What you have to do: The lines to reproduce run from the first one through the line containing "React.ReactNode; className?: string". Reproduce them exactly.

Supplied information:
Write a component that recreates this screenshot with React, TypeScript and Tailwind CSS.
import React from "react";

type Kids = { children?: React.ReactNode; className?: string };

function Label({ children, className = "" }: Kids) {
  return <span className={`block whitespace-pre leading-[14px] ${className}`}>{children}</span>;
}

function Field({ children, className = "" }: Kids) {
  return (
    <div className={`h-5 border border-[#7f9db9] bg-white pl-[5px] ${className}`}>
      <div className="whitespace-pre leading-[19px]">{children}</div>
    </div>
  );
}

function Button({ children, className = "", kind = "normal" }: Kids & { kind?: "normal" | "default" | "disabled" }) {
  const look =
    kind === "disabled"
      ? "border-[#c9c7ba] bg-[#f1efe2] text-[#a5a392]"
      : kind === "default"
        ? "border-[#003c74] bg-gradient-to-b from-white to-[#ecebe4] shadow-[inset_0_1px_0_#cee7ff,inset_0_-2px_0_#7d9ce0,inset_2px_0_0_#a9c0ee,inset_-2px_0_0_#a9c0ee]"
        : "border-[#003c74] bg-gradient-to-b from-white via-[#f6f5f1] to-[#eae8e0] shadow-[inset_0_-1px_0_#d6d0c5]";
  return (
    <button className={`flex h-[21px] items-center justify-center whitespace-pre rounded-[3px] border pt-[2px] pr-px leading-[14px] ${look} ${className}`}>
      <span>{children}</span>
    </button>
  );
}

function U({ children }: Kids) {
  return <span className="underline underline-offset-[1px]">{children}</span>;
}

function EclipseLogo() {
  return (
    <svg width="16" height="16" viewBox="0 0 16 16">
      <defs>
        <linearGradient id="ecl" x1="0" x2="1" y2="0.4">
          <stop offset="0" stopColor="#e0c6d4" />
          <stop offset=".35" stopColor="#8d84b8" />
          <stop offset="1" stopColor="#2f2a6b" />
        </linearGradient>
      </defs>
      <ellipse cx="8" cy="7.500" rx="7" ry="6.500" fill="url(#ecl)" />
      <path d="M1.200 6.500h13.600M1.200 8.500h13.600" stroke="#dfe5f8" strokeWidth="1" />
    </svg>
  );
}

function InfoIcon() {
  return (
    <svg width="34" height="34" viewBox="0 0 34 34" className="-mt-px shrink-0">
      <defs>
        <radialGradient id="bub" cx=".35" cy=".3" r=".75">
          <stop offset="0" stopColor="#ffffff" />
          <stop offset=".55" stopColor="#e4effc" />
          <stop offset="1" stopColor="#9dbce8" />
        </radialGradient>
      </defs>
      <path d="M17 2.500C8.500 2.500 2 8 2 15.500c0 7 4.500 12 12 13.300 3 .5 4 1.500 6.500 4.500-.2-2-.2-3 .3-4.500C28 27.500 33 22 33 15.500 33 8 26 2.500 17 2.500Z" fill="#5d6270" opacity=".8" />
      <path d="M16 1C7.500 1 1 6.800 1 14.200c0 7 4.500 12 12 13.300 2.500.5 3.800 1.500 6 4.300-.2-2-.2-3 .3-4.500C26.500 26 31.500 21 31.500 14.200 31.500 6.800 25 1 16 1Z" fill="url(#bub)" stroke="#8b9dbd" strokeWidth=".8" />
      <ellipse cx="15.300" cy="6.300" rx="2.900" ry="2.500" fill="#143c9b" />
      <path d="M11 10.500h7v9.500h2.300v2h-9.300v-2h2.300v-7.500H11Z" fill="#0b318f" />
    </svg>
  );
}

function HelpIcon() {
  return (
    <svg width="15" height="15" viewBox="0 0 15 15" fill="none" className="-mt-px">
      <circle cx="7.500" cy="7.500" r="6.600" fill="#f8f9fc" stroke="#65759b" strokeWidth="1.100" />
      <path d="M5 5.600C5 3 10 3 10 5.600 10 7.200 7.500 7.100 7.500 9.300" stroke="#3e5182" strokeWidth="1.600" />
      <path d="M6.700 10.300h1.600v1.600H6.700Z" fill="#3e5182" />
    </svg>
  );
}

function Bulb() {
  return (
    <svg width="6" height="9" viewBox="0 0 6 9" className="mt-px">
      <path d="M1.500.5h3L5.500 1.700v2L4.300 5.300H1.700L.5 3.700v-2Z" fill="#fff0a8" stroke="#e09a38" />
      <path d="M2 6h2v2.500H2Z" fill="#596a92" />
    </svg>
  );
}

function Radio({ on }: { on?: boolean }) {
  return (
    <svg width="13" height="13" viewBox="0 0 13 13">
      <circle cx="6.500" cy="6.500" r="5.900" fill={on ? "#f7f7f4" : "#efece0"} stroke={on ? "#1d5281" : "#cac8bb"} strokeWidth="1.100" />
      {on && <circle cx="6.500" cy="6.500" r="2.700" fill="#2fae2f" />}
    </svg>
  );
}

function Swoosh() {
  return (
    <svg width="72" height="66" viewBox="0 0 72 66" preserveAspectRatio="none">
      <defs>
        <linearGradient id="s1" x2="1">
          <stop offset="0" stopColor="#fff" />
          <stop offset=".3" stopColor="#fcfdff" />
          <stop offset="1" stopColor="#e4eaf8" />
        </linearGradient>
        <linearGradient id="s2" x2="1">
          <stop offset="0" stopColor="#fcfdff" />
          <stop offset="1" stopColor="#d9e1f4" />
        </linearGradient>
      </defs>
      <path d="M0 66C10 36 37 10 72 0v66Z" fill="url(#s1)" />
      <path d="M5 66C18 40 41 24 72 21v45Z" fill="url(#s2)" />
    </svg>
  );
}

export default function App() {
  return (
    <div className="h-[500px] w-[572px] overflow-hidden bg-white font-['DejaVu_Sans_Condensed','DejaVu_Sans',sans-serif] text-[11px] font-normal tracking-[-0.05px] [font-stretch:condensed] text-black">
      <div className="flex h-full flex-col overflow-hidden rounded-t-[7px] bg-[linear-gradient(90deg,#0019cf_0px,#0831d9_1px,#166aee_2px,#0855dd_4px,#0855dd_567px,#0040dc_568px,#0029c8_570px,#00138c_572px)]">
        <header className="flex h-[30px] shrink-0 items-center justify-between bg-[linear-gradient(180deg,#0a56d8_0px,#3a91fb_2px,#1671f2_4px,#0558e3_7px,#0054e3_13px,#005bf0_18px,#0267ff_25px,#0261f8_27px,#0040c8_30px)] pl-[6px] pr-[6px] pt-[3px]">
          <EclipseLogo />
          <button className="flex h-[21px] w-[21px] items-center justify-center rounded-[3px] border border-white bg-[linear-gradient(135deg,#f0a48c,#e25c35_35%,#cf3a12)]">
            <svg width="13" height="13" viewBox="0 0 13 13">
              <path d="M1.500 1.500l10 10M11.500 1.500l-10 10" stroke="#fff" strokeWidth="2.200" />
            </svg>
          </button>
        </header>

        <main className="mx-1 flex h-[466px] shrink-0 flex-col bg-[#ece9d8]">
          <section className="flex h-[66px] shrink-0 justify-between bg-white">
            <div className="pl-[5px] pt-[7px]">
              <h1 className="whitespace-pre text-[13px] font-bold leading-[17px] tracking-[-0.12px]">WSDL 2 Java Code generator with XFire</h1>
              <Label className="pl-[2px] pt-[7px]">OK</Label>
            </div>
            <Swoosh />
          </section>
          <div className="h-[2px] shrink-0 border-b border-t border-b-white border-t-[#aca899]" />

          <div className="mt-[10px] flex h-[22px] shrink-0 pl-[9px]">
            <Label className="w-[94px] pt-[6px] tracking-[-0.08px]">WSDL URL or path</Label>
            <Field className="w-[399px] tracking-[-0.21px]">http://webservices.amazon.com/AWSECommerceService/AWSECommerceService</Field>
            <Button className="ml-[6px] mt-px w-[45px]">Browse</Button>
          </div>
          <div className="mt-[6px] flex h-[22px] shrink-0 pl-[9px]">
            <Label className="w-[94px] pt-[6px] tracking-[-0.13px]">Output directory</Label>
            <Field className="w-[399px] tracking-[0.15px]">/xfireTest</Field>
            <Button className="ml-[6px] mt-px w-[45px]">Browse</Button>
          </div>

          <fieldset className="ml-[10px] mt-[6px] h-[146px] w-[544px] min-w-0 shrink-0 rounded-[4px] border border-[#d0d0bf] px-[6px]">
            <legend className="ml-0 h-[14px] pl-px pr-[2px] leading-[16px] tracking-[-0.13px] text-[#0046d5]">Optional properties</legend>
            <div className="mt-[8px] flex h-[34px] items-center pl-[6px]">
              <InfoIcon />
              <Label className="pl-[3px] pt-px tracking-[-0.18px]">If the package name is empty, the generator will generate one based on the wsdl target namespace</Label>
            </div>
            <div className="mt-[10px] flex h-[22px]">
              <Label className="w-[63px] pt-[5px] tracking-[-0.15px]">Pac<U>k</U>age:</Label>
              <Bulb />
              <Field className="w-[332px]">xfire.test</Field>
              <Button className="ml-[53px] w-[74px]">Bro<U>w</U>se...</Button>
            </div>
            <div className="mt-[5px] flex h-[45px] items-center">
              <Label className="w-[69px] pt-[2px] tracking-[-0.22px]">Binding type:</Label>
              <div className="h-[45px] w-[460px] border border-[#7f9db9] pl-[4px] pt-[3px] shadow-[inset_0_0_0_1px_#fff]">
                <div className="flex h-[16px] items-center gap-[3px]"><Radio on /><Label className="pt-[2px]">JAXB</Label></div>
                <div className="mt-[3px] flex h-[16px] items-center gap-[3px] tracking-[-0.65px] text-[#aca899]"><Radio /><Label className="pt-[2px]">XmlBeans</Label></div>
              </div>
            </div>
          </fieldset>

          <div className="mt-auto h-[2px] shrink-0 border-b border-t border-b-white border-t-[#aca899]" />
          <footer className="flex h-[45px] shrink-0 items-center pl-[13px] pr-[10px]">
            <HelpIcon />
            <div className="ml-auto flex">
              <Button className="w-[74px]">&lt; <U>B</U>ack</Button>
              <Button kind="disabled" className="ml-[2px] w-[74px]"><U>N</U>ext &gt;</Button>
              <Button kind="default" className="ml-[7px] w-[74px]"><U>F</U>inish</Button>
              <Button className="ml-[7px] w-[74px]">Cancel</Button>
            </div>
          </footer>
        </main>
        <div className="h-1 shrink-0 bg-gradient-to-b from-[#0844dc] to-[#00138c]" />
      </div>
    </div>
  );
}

Solution:
Write a component that recreates this screenshot with React, TypeScript and Tailwind CSS.
import React from "react";

type Kids = { children?: React.ReactNode; className?: string };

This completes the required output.